● **WRITTEN EXERCISE**: Extract the full listing verbatim and drop any pictures from your copy.

● **PROVIDED DATA**:
•••
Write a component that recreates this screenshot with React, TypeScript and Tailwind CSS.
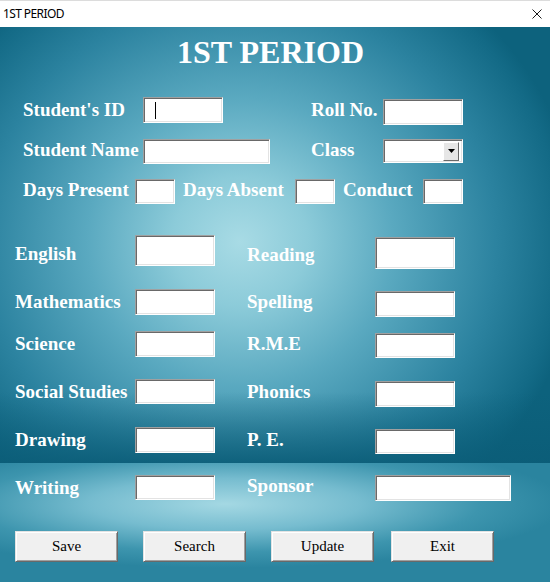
import type { ReactNode } from "react";

// Formulario "1ST PERIOD" (estilo WinForms): barra de título + panel turquesa.

const serif = "font-['Liberation_Serif','Times_New_Roman',serif]";

function Label({ children, className = "" }: { children: ReactNode; className?: string }) {
  return (
    <span
      className={`${serif} shrink-0 whitespace-nowrap text-[19px] font-bold leading-[22px] text-white ${className}`}
    >
      {children}
    </span>
  );
}

// Caja hundida (borde 3D clásico)
function Field({ className = "", children }: { className?: string; children?: ReactNode }) {
  return (
    <div
      className={`relative shrink-0 border border-t-[#a0a0a0] border-l-[#a0a0a0] border-b-white border-r-white bg-white shadow-[inset_1px_1px_0_#696969,inset_-1px_-1px_0_#e3e3e3] ${className}`}
    >
      {children}
    </div>
  );
}

function Boton({ children, className = "" }: { children: ReactNode; className?: string }) {
  return (
    <button
      type="button"
      className={`${serif} h-[31px] w-[103px] shrink-0 border border-t-[#e3e3e3] border-l-[#e3e3e3] border-b-[#696969] border-r-[#696969] bg-[#f0f0f0] text-[15px] text-black shadow-[inset_1px_1px_0_#ffffff,inset_-1px_-1px_0_#a0a0a0] ${className}`}
    >
      {children}
    </button>
  );
}

export default function App() {
  return (
    <div className="flex h-[582px] w-[550px] flex-col overflow-hidden">
      {/* Barra de título */}
      <div className="flex h-[27px] shrink-0 items-center justify-between border-t border-[#dcdcdc] bg-white pl-[3px] pr-[8px]">
        <span className="font-['Noto_Sans',sans-serif] text-[12px] tracking-[-0.6px] text-black">
          1ST PERIOD
        </span>
        <svg width="10" height="10" viewBox="0 0 10 10" aria-hidden>
          <path d="M0.5 0.5 L9.5 9.5 M9.5 0.5 L0.5 9.5" stroke="#1a1a1a" strokeWidth="1" />
        </svg>
      </div>

      {/* Panel principal: arriba foco radial, abajo banda clara horizontal */}
      <div className="flex flex-1 flex-col bg-no-repeat [background-image:linear-gradient(to_bottom,rgba(11,93,120,0)_365px,rgba(11,93,120,0.9)_436px),radial-gradient(ellipse_340px_320px_at_240px_215px,#a8dbe5_0%,#8ccbd9_20%,#5aa9c0_45%,#2c83a0_75%,#136a86_95%,#0d627d_100%),radial-gradient(ellipse_340px_64px_at_225px_477px,#a4d8e3_0%,#76bccf_40%,#3d95ae_75%,#2a849f_100%)] [background-size:100%_436px,100%_436px,100%_100%]">
        <h1
          className={`${serif} mt-[9px] h-[32px] pr-[9px] text-center text-[32px] font-bold leading-none text-white`}
        >
          1ST PERIOD
        </h1>

        {/* Datos del alumno */}
        <div className="mt-[29px] flex h-[28px] items-start pl-[23px]">
          <Label className="mt-[2px] w-[120px]">Student's ID</Label>
          <Field className="h-[26px] w-[80px]">
            <span className="absolute left-[11px] top-[4px] h-[17px] w-px bg-black" />
          </Field>
          <Label className="ml-[88px] mt-[2px] w-[72px]">Roll No.</Label>
          <Field className="mt-[2px] h-[26px] w-[80px]" />
        </div>

        <div className="mt-[14px] flex h-[26px] items-start pl-[23px]">
          <Label className="w-[120px]">Student Name</Label>
          <Field className="h-[25px] w-[127px]" />
          <Label className="ml-[41px] w-[72px]">Class</Label>
          <Field className="flex h-[24px] w-[80px] items-center justify-end pr-[3px]">
            <div className="flex h-[19px] w-[16px] items-center justify-center border border-t-white border-l-white border-b-[#696969] border-r-[#696969] bg-[#e6e6e6]">
              <svg width="7" height="4" viewBox="0 0 7 4" aria-hidden>
                <path d="M0 0 H7 L3.5 4 Z" fill="#000" />
              </svg>
            </div>
          </Field>
        </div>

        <div className="mt-[14px] flex h-[26px] items-start pl-[23px]">
          <Label className="w-[112px]">Days Present</Label>
          <Field className="h-[25px] w-[40px]" />
          <Label className="ml-[8px] w-[112px]">Days Absent</Label>
          <Field className="h-[25px] w-[40px]" />
          <Label className="ml-[8px] w-[80px]">Conduct</Label>
          <Field className="h-[25px] w-[40px]" />
        </div>

        {/* Materias */}
        <div className="mt-[30px] flex h-[34px] items-start pl-[15px]">
          <Label className="mt-[8px] w-[120px]">English</Label>
          <Field className="h-[31px] w-[80px]" />
          <Label className="ml-[32px] mt-[9px] w-[128px]">Reading</Label>
          <Field className="mt-[2px] h-[32px] w-[80px]" />
        </div>

        <div className="mt-[20px] flex h-[28px] items-start pl-[15px]">
          <Label className="mt-[2px] w-[120px]">Mathematics</Label>
          <Field className="h-[26px] w-[80px]" />
          <Label className="ml-[32px] mt-[2px] w-[128px]">Spelling</Label>
          <Field className="mt-[2px] h-[26px] w-[80px]" />
        </div>

        <div className="mt-[14px] flex h-[28px] items-start pl-[15px]">
          <Label className="mt-[2px] w-[120px]">Science</Label>
          <Field className="h-[26px] w-[80px]" />
          <Label className="ml-[32px] mt-[2px] w-[128px]">R.M.E</Label>
          <Field className="mt-[2px] h-[25px] w-[80px]" />
        </div>

        <div className="mt-[20px] flex h-[28px] items-start pl-[15px]">
          <Label className="mt-[2px] w-[120px]">Social Studies</Label>
          <Field className="h-[25px] w-[80px]" />
          <Label className="ml-[32px] mt-[2px] w-[128px]">Phonics</Label>
          <Field className="mt-[2px] h-[26px] w-[80px]" />
        </div>

        <div className="mt-[20px] flex h-[28px] items-start pl-[15px]">
          <Label className="mt-[2px] w-[120px]">Drawing</Label>
          <Field className="h-[26px] w-[80px]" />
          <Label className="ml-[32px] mt-[2px] w-[128px]">P. E.</Label>
          <Field className="mt-[2px] h-[25px] w-[80px]" />
        </div>

        <div className="mt-[20px] flex h-[26px] items-start pl-[15px]">
          <Label className="mt-[2px] w-[120px]">Writing</Label>
          <Field className="h-[25px] w-[80px]" />
          <Label className="ml-[32px] w-[128px]">Sponsor</Label>
          <Field className="h-[26px] w-[136px]" />
        </div>

        {/* Acciones */}
        <div className="mt-[30px] flex pl-[15px]">
          <Boton>Save</Boton>
          <Boton className="ml-[25px]">Search</Boton>
          <Boton className="ml-[25px]">Update</Boton>
          <Boton className="ml-[17px]">Exit</Boton>
        </div>
      </div>
    </div>
  );
}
•••
● **PROBLEM SOLUTION**:
Write a component that recreates this screenshot with React, TypeScript and Tailwind CSS.
import type { ReactNode } from "react";

// Formulario "1ST PERIOD" (estilo WinForms): barra de título + panel turquesa.

const serif = "font-['Liberation_Serif','Times_New_Roman',serif]";

function Label({ children, className = "" }: { children: ReactNode; className?: string }) {
  return (
    <span
      className={`${serif} shrink-0 whitespace-nowrap text-[19px] font-bold leading-[22px] text-white ${className}`}
    >
      {children}
    </span>
  );
}

// Caja hundida (borde 3D clásico)
function Field({ className = "", children }: { className?: string; children?: ReactNode }) {
  return (
    <div
      className={`relative shrink-0 border border-t-[#a0a0a0] border-l-[#a0a0a0] border-b-white border-r-white bg-white shadow-[inset_1px_1px_0_#696969,inset_-1px_-1px_0_#e3e3e3] ${className}`}
    >
      {children}
    </div>
  );
}

function Boton({ children, className = "" }: { children: ReactNode; className?: string }) {
  return (
    <button
      type="button"
      className={`${serif} h-[31px] w-[103px] shrink-0 border border-t-[#e3e3e3] border-l-[#e3e3e3] border-b-[#696969] border-r-[#696969] bg-[#f0f0f0] text-[15px] text-black shadow-[inset_1px_1px_0_#ffffff,inset_-1px_-1px_0_#a0a0a0] ${className}`}
    >
      {children}
    </button>
  );
}

export default function App() {
  return (
    <div className="flex h-[582px] w-[550px] flex-col overflow-hidden">
      {/* Barra de título */}
      <div className="flex h-[27px] shrink-0 items-center justify-between border-t border-[#dcdcdc] bg-white pl-[3px] pr-[8px]">
        <span className="font-['Noto_Sans',sans-serif] text-[12px] tracking-[-0.6px] text-black">
          1ST PERIOD
        </span>
        <svg width="10" height="10" viewBox="0 0 10 10" aria-hidden>
          <path d="M0.5 0.5 L9.5 9.5 M9.5 0.5 L0.5 9.5" stroke="#1a1a1a" strokeWidth="1" />
        </svg>
      </div>

      {/* Panel principal: arriba foco radial, abajo banda clara horizontal */}
      <div className="flex flex-1 flex-col bg-no-repeat [background-image:linear-gradient(to_bottom,rgba(11,93,120,0)_365px,rgba(11,93,120,0.9)_436px),radial-gradient(ellipse_340px_320px_at_240px_215px,#a8dbe5_0%,#8ccbd9_20%,#5aa9c0_45%,#2c83a0_75%,#136a86_95%,#0d627d_100%),radial-gradient(ellipse_340px_64px_at_225px_477px,#a4d8e3_0%,#76bccf_40%,#3d95ae_75%,#2a849f_100%)] [background-size:100%_436px,100%_436px,100%_100%]">
        <h1
          className={`${serif} mt-[9px] h-[32px] pr-[9px] text-center text-[32px] font-bold leading-none text-white`}
        >
          1ST PERIOD
        </h1>

        {/* Datos del alumno */}
        <div className="mt-[29px] flex h-[28px] items-start pl-[23px]">
          <Label className="mt-[2px] w-[120px]">Student's ID</Label>
          <Field className="h-[26px] w-[80px]">
            <span className="absolute left-[11px] top-[4px] h-[17px] w-px bg-black" />
          </Field>
          <Label className="ml-[88px] mt-[2px] w-[72px]">Roll No.</Label>
          <Field className="mt-[2px] h-[26px] w-[80px]" />
        </div>

        <div className="mt-[14px] flex h-[26px] items-start pl-[23px]">
          <Label className="w-[120px]">Student Name</Label>
          <Field className="h-[25px] w-[127px]" />
          <Label className="ml-[41px] w-[72px]">Class</Label>
          <Field className="flex h-[24px] w-[80px] items-center justify-end pr-[3px]">
            <div className="flex h-[19px] w-[16px] items-center justify-center border border-t-white border-l-white border-b-[#696969] border-r-[#696969] bg-[#e6e6e6]">
              <svg width="7" height="4" viewBox="0 0 7 4" aria-hidden>
                <path d="M0 0 H7 L3.5 4 Z" fill="#000" />
              </svg>
            </div>
          </Field>
        </div>

        <div className="mt-[14px] flex h-[26px] items-start pl-[23px]">
          <Label className="w-[112px]">Days Present</Label>
          <Field className="h-[25px] w-[40px]" />
          <Label className="ml-[8px] w-[112px]">Days Absent</Label>
          <Field className="h-[25px] w-[40px]" />
          <Label className="ml-[8px] w-[80px]">Conduct</Label>
          <Field className="h-[25px] w-[40px]" />
        </div>

        {/* Materias */}
        <div className="mt-[30px] flex h-[34px] items-start pl-[15px]">
          <Label className="mt-[8px] w-[120px]">English</Label>
          <Field className="h-[31px] w-[80px]" />
          <Label className="ml-[32px] mt-[9px] w-[128px]">Reading</Label>
          <Field className="mt-[2px] h-[32px] w-[80px]" />
        </div>

        <div className="mt-[20px] flex h-[28px] items-start pl-[15px]">
          <Label className="mt-[2px] w-[120px]">Mathematics</Label>
          <Field className="h-[26px] w-[80px]" />
          <Label className="ml-[32px] mt-[2px] w-[128px]">Spelling</Label>
          <Field className="mt-[2px] h-[26px] w-[80px]" />
        </div>

        <div className="mt-[14px] flex h-[28px] items-start pl-[15px]">
          <Label className="mt-[2px] w-[120px]">Science</Label>
          <Field className="h-[26px] w-[80px]" />
          <Label className="ml-[32px] mt-[2px] w-[128px]">R.M.E</Label>
          <Field className="mt-[2px] h-[25px] w-[80px]" />
        </div>

        <div className="mt-[20px] flex h-[28px] items-start pl-[15px]">
          <Label className="mt-[2px] w-[120px]">Social Studies</Label>
          <Field className="h-[25px] w-[80px]" />
          <Label className="ml-[32px] mt-[2px] w-[128px]">Phonics</Label>
          <Field className="mt-[2px] h-[26px] w-[80px]" />
        </div>

        <div className="mt-[20px] flex h-[28px] items-start pl-[15px]">
          <Label className="mt-[2px] w-[120px]">Drawing</Label>
          <Field className="h-[26px] w-[80px]" />
          <Label className="ml-[32px] mt-[2px] w-[128px]">P. E.</Label>
          <Field className="mt-[2px] h-[25px] w-[80px]" />
        </div>

        <div className="mt-[20px] flex h-[26px] items-start pl-[15px]">
          <Label className="mt-[2px] w-[120px]">Writing</Label>
          <Field className="h-[25px] w-[80px]" />
          <Label className="ml-[32px] w-[128px]">Sponsor</Label>
          <Field className="h-[26px] w-[136px]" />
        </div>

        {/* Acciones */}
        <div className="mt-[30px] flex pl-[15px]">
          <Boton>Save</Boton>
          <Boton className="ml-[25px]">Search</Boton>
          <Boton className="ml-[25px]">Update</Boton>
          <Boton className="ml-[17px]">Exit</Boton>
        </div>
      </div>
    </div>
  );
}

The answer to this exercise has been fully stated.